Dans les moments de calme, Diana s’allume une cigarette et se refait un café. « Ça fait 22 ans qu’on tient la boutique. Mais, en septembre, on part tous à la retraite. Je suis contente. La part de nettoyage est pesante. » Même si les clients manqueront à l’éternelle bavarde.

L’arrivée du camion sur place se fait avant les premiers clients, dans la nuit noire.

11h45 Un homme et ses deux enfants arrivent. Tout en donnant des conseils de cuisson au père, Diana garde un œil sur Eddy, le cadet, qui s’éloigne vers la route. La force de l’habitude se fait sentir jusque dans sa manière de prendre la viande dans les frigos, à l’aveugle. Elle remplit le tupperware d’une femme, venue avec sa fille qui a 40°C de fièvre.

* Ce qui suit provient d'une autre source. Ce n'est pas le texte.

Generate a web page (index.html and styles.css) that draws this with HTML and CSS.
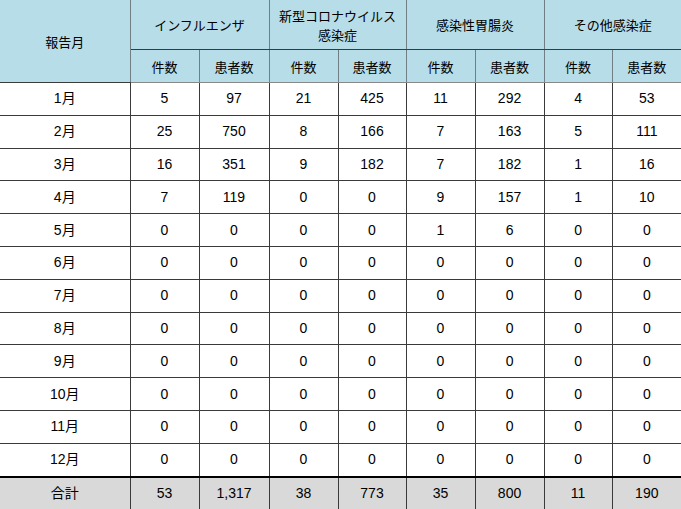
FILE: index.html
```html
<!DOCTYPE html>
<html lang="ja">
<head>
<meta charset="utf-8">
<title>感染症報告</title>
<link rel="stylesheet" href="styles.css">
</head>
<body>
<table class="report">
  <colgroup>
    <col class="c-label">
    <col class="c-a"><col class="c-b">
    <col class="c-a"><col class="c-c">
    <col class="c-d"><col class="c-a">
    <col class="c-c"><col class="c-a">
  </colgroup>
  <thead>
    <tr class="h1">
      <th rowspan="2">報告月</th>
      <th colspan="2">インフルエンザ</th>
      <th colspan="2">新型コロナウイルス<br>感染症</th>
      <th colspan="2">感染性胃腸炎</th>
      <th colspan="2">その他感染症</th>
    </tr>
    <tr class="h2">
      <th>件数</th><th>患者数</th>
      <th>件数</th><th>患者数</th>
      <th>件数</th><th>患者数</th>
      <th>件数</th><th>患者数</th>
    </tr>
  </thead>
  <tbody>
    <tr><td>1月</td><td>5</td><td>97</td><td>21</td><td>425</td><td>11</td><td>292</td><td>4</td><td>53</td></tr>
    <tr><td>2月</td><td>25</td><td>750</td><td>8</td><td>166</td><td>7</td><td>163</td><td>5</td><td>111</td></tr>
    <tr><td>3月</td><td>16</td><td>351</td><td>9</td><td>182</td><td>7</td><td>182</td><td>1</td><td>16</td></tr>
    <tr><td>4月</td><td>7</td><td>119</td><td>0</td><td>0</td><td>9</td><td>157</td><td>1</td><td>10</td></tr>
    <tr><td>5月</td><td>0</td><td>0</td><td>0</td><td>0</td><td>1</td><td>6</td><td>0</td><td>0</td></tr>
    <tr><td>6月</td><td>0</td><td>0</td><td>0</td><td>0</td><td>0</td><td>0</td><td>0</td><td>0</td></tr>
    <tr><td>7月</td><td>0</td><td>0</td><td>0</td><td>0</td><td>0</td><td>0</td><td>0</td><td>0</td></tr>
    <tr><td>8月</td><td>0</td><td>0</td><td>0</td><td>0</td><td>0</td><td>0</td><td>0</td><td>0</td></tr>
    <tr><td>9月</td><td>0</td><td>0</td><td>0</td><td>0</td><td>0</td><td>0</td><td>0</td><td>0</td></tr>
    <tr><td>10月</td><td>0</td><td>0</td><td>0</td><td>0</td><td>0</td><td>0</td><td>0</td><td>0</td></tr>
    <tr><td>11月</td><td>0</td><td>0</td><td>0</td><td>0</td><td>0</td><td>0</td><td>0</td><td>0</td></tr>
    <tr><td>12月</td><td>0</td><td>0</td><td>0</td><td>0</td><td>0</td><td>0</td><td>0</td><td>0</td></tr>
  </tbody>
  <tfoot>
    <tr class="total"><td>合計</td><td>53</td><td>1,317</td><td>38</td><td>773</td><td>35</td><td>800</td><td>11</td><td>190</td></tr>
  </tfoot>
</table>
</body>
</html>
```

FILE: styles.css
```css
html, body {
  margin: 0;
  padding: 0;
  background: #ffffff;
}

body {
  font-family: "Liberation Sans", "Noto Sans CJK JP", sans-serif;
  font-size: 14px;
  color: #000;
}

.report {
  border-collapse: collapse;
  table-layout: fixed;
  width: 681px;
  border-style: hidden;
}

.c-label { width: 130px; }
.c-a { width: 69px; }
.c-b { width: 70px; }
.c-c { width: 68px; }
.c-d { width: 69px; }

.report th,
.report td {
  border: 1px solid #3a3a3a;
  padding: 0;
  text-align: center;
  vertical-align: middle;
  line-height: 19px;
}

.report th {
  background: #b7dde8;
  font-weight: normal;
  font-family: "Noto Sans CJK JP", sans-serif;
  font-size: 13px;
  color: #000;
  border-left-color: #6f7f84;
  border-right-color: #6f7f84;
}

.report thead tr.h1 th {
  height: 49px;
}

.report thead tr.h2 th {
  height: 32px;
  border-bottom-color: #888;
}

.report tbody td {
  height: 31.8px;
}

.report tfoot td {
  background: #d9d9d9;
  border-top: 2px solid #000;
  height: 31px;
}
```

12h30 Le dernier client parti, Diana fait les comptes « 42 clients et 1180€, c’est pas mal ! » Le samedi, ils doublent les chiffres, avec 85 clients en moyenne et 2000€ de chiffre d’affaires. Diana referme le auvent, éteint le radiateur, et repart sur les routes de campagne, pour aider Jean-Pierre à faire des rillettes. Demain matin, les deux camions seront réunis en un seul, pour terminer la semaine.